### DATA FOR THIS TASK ###

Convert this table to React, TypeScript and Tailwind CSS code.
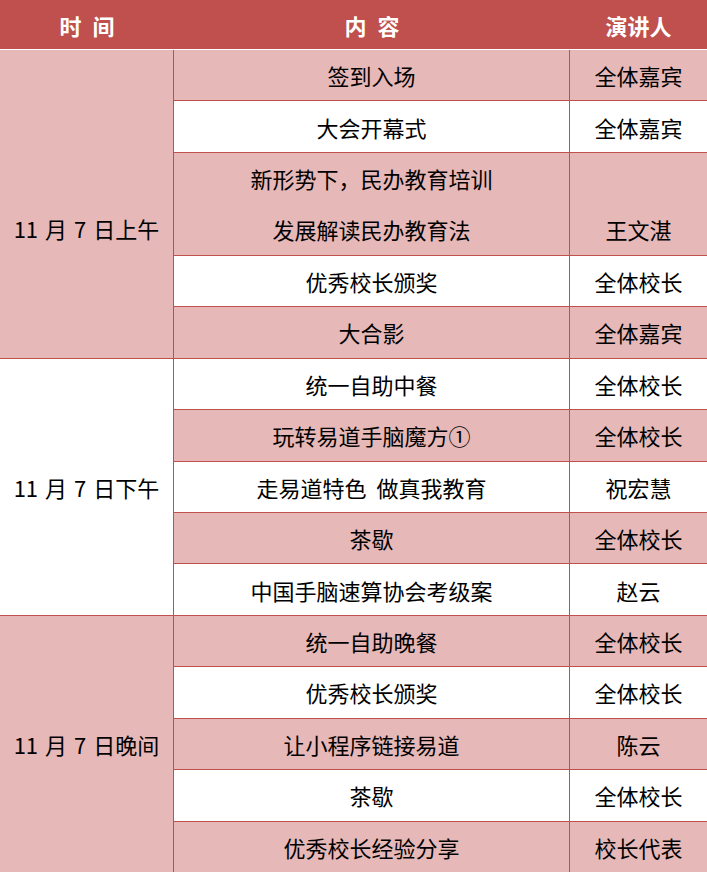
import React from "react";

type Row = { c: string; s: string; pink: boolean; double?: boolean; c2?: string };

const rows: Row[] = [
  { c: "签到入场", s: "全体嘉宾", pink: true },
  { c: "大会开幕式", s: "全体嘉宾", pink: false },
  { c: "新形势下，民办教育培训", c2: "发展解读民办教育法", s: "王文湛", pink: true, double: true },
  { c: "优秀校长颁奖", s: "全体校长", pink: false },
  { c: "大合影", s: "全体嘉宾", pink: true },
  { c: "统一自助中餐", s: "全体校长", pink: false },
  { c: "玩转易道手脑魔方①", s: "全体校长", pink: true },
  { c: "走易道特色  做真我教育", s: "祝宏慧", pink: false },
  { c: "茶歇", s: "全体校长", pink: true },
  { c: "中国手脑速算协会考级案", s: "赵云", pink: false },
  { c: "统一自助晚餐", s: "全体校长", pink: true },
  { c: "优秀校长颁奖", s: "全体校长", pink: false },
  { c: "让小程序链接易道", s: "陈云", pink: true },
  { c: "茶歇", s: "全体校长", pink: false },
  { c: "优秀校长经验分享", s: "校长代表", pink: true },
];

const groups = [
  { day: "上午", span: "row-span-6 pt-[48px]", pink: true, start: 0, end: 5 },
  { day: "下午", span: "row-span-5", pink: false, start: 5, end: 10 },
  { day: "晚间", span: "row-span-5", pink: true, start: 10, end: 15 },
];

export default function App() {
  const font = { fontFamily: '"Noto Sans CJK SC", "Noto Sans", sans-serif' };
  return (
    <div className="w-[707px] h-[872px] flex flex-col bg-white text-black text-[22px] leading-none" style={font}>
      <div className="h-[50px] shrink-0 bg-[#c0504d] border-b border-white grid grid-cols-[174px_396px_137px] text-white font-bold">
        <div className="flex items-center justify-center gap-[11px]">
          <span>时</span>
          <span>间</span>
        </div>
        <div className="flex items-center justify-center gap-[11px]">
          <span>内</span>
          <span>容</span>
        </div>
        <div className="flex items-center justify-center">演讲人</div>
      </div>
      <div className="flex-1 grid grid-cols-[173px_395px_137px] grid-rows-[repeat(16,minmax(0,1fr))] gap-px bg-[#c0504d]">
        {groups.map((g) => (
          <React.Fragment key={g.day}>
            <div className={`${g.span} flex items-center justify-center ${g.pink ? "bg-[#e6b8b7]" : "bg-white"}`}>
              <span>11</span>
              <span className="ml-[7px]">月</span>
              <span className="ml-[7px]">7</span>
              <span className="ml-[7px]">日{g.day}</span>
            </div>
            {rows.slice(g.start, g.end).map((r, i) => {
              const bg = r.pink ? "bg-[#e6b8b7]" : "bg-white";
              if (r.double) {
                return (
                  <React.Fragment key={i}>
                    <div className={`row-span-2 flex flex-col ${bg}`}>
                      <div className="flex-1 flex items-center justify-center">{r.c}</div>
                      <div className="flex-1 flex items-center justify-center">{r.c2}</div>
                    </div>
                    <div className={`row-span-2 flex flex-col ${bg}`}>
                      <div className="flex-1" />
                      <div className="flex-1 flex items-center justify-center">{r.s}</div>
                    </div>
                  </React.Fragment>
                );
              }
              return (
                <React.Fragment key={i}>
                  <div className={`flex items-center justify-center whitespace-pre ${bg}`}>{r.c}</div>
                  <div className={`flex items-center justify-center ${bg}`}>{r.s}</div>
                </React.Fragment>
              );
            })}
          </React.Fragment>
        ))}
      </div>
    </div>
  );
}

###
### DATA FOR THIS TASK ###

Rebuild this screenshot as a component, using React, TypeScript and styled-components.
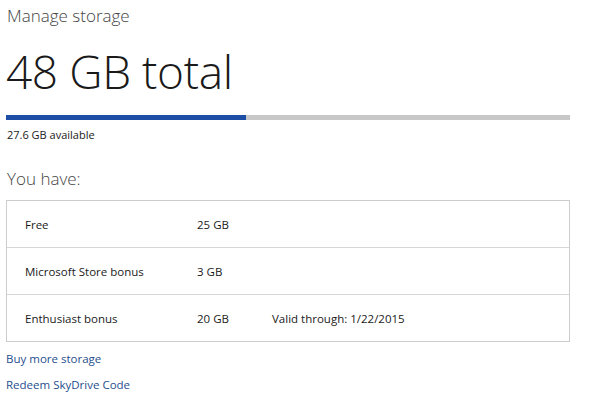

###
### DATA FOR THIS TASK ###

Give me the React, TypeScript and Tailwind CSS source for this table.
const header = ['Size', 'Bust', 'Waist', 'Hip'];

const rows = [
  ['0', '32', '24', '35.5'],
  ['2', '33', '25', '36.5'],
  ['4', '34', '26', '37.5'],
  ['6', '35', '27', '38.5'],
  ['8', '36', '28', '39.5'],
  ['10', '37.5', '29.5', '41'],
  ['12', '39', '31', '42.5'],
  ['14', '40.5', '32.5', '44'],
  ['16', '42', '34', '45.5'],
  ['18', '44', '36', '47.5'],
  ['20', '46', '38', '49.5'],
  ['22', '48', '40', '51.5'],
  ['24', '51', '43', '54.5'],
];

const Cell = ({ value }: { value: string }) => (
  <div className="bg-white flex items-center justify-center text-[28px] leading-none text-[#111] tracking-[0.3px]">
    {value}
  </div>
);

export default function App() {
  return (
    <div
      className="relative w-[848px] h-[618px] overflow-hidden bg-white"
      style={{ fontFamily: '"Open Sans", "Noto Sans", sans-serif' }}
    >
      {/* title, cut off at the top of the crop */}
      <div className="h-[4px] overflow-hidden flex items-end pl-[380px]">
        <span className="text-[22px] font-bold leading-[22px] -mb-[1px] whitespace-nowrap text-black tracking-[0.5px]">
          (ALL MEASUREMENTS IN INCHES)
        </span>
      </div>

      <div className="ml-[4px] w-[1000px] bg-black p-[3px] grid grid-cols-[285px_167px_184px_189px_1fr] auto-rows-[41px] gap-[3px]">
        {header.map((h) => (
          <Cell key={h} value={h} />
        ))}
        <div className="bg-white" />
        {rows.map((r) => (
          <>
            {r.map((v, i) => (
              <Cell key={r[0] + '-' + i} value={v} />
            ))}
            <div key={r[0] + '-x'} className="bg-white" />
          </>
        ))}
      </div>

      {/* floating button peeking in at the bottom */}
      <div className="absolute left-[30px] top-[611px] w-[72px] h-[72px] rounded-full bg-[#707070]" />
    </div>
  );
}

###

TASK TO COMPLETE
From the records above, quote word for word only the lines beginning at the line that has "Convert this table" and stopping after the line that has "string; s: string;". Omit the pictures.

FINAL RESULT
Convert this table to React, TypeScript and Tailwind CSS code.
import React from "react";

type Row = { c: string; s: string; pink: boolean; double?: boolean; c2?: string };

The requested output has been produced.